__GOAL__
The line containing "string; time: string;" marks the end: extract everything from the first line of the data through that line, exactly, with no pictures.

── GIVEN INFORMATION ──

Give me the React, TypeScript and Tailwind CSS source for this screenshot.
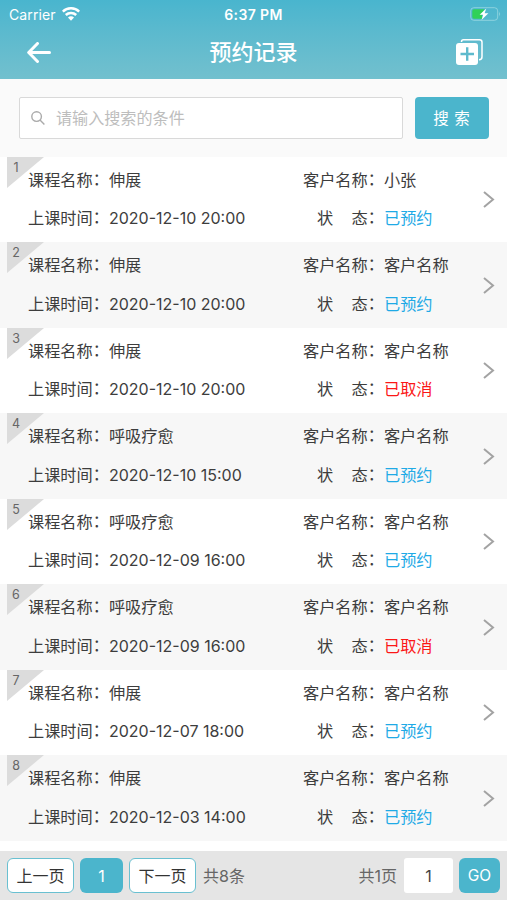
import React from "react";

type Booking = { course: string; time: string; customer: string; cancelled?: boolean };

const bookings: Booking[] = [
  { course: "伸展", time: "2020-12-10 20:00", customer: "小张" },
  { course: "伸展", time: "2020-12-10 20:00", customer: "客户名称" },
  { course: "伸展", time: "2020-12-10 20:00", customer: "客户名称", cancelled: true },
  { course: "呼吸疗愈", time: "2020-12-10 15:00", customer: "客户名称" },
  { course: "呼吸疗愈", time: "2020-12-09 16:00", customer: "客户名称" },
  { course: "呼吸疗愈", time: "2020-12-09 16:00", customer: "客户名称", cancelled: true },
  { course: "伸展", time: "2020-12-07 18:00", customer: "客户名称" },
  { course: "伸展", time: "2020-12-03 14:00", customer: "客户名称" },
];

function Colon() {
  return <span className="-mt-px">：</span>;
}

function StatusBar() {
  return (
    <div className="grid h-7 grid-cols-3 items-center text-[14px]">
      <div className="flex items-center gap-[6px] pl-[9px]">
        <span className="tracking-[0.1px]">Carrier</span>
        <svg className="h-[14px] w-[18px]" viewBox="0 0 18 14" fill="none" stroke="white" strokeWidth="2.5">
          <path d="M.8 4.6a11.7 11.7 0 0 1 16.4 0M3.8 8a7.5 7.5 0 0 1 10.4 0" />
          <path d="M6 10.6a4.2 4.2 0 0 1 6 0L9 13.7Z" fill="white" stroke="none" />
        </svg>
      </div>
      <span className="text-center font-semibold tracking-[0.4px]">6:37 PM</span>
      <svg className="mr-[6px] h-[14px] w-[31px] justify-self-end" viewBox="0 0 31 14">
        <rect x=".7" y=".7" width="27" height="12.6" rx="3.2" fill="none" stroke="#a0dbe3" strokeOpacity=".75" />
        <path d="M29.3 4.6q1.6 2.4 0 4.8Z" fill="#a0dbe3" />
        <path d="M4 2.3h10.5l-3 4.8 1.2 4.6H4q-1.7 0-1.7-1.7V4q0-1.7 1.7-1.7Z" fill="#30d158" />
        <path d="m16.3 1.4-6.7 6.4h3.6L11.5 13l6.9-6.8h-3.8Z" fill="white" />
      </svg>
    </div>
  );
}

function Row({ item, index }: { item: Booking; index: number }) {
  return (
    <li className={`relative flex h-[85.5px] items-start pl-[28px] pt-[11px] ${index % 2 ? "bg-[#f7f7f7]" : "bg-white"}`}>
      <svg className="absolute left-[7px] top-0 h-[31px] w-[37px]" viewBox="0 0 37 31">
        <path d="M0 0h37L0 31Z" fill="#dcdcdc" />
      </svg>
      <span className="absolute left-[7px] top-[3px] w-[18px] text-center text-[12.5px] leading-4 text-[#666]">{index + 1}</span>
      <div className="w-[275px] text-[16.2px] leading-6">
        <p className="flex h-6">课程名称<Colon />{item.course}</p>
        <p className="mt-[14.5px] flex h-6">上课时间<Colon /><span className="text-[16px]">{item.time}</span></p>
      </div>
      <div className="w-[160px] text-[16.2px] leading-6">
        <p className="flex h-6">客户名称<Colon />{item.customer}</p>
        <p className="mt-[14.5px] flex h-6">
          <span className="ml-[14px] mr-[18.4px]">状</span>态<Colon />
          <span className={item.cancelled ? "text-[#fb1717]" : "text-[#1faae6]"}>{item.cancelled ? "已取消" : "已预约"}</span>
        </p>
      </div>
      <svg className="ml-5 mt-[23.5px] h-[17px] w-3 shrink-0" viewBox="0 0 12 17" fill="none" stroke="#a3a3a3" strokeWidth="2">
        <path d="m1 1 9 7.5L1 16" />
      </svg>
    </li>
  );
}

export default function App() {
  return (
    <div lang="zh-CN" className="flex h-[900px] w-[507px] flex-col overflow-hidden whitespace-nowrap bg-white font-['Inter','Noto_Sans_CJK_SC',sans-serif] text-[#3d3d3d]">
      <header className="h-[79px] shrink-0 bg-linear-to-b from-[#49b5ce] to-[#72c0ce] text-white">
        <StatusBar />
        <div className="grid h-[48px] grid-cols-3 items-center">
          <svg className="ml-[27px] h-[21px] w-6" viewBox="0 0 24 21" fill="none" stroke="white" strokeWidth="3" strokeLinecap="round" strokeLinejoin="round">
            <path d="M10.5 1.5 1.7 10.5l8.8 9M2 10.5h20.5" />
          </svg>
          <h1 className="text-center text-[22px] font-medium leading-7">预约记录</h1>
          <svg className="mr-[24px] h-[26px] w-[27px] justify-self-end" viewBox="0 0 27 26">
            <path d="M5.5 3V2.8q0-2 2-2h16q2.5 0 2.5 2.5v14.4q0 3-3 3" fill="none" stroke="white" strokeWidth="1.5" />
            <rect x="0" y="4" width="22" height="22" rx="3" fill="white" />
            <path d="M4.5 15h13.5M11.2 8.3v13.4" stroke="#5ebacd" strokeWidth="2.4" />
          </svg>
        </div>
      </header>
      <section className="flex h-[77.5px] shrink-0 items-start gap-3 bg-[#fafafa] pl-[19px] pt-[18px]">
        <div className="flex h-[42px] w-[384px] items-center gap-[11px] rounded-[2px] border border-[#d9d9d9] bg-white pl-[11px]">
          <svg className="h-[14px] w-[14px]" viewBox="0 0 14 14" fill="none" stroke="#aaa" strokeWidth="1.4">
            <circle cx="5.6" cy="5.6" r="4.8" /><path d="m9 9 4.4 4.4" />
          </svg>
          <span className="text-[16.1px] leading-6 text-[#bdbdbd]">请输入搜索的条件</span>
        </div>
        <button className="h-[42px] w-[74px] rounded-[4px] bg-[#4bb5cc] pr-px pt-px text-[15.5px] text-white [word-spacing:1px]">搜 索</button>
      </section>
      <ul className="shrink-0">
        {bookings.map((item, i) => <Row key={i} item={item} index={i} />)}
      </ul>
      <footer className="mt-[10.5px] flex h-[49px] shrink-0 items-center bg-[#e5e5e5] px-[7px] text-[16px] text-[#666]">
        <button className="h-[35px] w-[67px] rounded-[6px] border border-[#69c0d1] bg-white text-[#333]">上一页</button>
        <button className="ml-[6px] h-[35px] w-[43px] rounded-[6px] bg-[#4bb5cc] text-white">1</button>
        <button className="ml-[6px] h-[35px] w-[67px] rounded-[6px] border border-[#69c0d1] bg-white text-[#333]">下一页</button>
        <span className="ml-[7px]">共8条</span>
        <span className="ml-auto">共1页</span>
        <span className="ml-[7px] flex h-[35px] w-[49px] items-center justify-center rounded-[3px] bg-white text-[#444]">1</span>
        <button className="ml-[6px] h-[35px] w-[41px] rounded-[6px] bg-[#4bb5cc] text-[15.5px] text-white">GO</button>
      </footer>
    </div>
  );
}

───

__CORRECT RESULT__
Give me the React, TypeScript and Tailwind CSS source for this screenshot.
import React from "react";

type Booking = { course: string; time: string; customer: string; cancelled?: boolean };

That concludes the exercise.